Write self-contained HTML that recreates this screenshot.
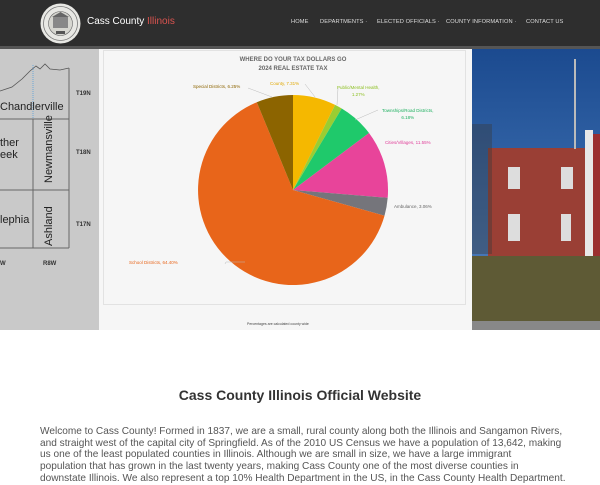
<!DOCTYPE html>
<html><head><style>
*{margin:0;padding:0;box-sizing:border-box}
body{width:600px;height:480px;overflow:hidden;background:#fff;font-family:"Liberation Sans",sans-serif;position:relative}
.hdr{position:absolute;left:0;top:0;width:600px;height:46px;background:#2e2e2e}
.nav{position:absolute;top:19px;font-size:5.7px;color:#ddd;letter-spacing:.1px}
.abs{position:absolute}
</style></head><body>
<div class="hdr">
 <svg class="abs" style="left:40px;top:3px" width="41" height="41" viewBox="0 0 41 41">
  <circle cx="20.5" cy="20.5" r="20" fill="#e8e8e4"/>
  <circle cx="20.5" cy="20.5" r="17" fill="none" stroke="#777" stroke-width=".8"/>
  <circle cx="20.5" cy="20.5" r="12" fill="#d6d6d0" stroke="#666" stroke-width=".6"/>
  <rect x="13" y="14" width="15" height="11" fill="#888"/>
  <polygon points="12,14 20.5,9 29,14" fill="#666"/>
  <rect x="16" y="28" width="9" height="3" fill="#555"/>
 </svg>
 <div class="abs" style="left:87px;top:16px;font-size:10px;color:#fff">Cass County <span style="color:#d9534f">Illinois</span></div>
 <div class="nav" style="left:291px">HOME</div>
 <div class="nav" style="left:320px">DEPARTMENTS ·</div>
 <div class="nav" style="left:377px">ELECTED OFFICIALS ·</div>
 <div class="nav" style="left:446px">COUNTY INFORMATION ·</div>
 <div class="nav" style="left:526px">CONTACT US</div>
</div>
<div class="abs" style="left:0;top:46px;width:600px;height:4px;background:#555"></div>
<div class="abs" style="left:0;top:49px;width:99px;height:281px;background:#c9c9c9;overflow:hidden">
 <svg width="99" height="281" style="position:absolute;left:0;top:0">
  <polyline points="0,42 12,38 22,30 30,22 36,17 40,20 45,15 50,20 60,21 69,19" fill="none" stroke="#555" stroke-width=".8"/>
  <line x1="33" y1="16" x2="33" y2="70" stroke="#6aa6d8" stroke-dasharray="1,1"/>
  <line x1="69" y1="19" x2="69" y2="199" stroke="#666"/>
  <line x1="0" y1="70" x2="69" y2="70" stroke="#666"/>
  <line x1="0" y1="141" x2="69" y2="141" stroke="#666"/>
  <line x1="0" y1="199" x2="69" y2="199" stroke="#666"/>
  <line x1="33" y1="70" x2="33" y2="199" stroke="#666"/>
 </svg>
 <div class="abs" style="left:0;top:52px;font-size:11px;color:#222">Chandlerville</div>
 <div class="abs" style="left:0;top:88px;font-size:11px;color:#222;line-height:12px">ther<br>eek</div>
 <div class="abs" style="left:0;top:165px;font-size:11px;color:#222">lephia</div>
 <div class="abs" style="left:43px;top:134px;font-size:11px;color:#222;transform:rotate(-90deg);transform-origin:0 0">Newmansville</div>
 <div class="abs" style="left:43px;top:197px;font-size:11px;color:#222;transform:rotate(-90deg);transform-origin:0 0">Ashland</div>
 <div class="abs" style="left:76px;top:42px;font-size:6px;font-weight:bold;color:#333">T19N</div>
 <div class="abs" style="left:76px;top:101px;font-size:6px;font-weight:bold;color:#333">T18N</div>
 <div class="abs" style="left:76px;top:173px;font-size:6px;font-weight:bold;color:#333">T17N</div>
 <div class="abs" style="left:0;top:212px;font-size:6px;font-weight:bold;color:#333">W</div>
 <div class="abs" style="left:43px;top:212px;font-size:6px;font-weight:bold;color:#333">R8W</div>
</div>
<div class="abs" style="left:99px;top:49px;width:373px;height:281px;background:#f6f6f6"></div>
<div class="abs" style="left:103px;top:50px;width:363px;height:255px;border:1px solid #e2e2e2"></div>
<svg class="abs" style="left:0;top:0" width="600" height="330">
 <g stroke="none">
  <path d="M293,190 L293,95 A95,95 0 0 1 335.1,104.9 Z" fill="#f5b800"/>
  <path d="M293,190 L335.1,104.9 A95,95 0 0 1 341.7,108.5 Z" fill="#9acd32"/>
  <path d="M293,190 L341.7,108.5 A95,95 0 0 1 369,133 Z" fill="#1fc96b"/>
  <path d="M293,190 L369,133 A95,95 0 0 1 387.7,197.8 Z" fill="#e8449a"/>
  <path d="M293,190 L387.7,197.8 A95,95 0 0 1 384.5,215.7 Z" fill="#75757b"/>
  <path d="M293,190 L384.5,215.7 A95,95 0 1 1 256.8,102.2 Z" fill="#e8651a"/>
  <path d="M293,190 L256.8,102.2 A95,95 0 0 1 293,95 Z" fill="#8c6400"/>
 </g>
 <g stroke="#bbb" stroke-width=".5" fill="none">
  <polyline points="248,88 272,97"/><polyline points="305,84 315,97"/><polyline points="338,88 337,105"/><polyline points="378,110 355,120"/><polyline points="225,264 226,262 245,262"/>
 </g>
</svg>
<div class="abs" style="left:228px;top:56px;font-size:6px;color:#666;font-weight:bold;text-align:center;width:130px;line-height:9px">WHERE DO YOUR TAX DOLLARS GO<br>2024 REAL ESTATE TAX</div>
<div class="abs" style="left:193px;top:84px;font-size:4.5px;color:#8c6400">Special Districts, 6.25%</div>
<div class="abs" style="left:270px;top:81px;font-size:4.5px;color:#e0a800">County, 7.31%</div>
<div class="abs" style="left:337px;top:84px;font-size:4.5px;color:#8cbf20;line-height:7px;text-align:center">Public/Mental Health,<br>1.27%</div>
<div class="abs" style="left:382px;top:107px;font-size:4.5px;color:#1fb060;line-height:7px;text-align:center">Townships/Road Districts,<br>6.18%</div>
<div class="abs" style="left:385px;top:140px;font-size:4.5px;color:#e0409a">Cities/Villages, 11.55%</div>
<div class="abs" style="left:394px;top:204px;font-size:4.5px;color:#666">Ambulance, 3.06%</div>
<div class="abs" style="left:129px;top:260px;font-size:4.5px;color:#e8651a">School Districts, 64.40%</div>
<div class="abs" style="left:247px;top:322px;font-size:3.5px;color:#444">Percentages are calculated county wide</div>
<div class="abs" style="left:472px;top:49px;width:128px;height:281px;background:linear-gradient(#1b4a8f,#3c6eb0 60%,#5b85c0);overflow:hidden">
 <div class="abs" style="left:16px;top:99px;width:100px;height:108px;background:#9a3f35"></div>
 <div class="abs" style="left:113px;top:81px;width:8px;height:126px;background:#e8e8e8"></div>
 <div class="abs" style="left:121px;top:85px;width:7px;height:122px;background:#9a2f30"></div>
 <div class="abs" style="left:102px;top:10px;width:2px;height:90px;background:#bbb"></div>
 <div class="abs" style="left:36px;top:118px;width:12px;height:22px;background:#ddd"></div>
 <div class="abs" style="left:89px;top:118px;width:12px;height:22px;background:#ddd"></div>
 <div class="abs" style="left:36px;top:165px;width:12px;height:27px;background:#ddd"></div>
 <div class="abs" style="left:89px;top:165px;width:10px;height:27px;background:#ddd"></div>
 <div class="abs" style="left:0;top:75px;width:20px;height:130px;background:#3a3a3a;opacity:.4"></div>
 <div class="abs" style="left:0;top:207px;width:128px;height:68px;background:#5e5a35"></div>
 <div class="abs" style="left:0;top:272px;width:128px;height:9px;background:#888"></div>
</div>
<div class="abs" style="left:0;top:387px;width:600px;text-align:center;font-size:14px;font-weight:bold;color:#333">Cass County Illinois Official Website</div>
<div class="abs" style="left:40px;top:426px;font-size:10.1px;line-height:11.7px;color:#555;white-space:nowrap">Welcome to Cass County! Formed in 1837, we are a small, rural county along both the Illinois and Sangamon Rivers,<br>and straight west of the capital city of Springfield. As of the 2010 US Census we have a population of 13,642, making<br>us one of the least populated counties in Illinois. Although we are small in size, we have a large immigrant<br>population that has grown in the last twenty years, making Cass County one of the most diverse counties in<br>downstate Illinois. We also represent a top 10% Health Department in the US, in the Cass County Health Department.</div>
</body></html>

• • • • •

Exercise brief = Which lines above contain "that"? Show each of them.

Exercise result =
Write self-contained HTML that recreates this screenshot.
<div class="abs" style="left:40px;top:426px;font-size:10.1px;line-height:11.7px;color:#555;white-space:nowrap">Welcome to Cass County! Formed in 1837, we are a small, rural county along both the Illinois and Sangamon Rivers,<br>and straight west of the capital city of Springfield. As of the 2010 US Census we have a population of 13,642, making<br>us one of the least populated counties in Illinois. Although we are small in size, we have a large immigrant<br>population that has grown in the last twenty years, making Cass County one of the most diverse counties in<br>downstate Illinois. We also represent a top 10% Health Department in the US, in the Cass County Health Department.</div>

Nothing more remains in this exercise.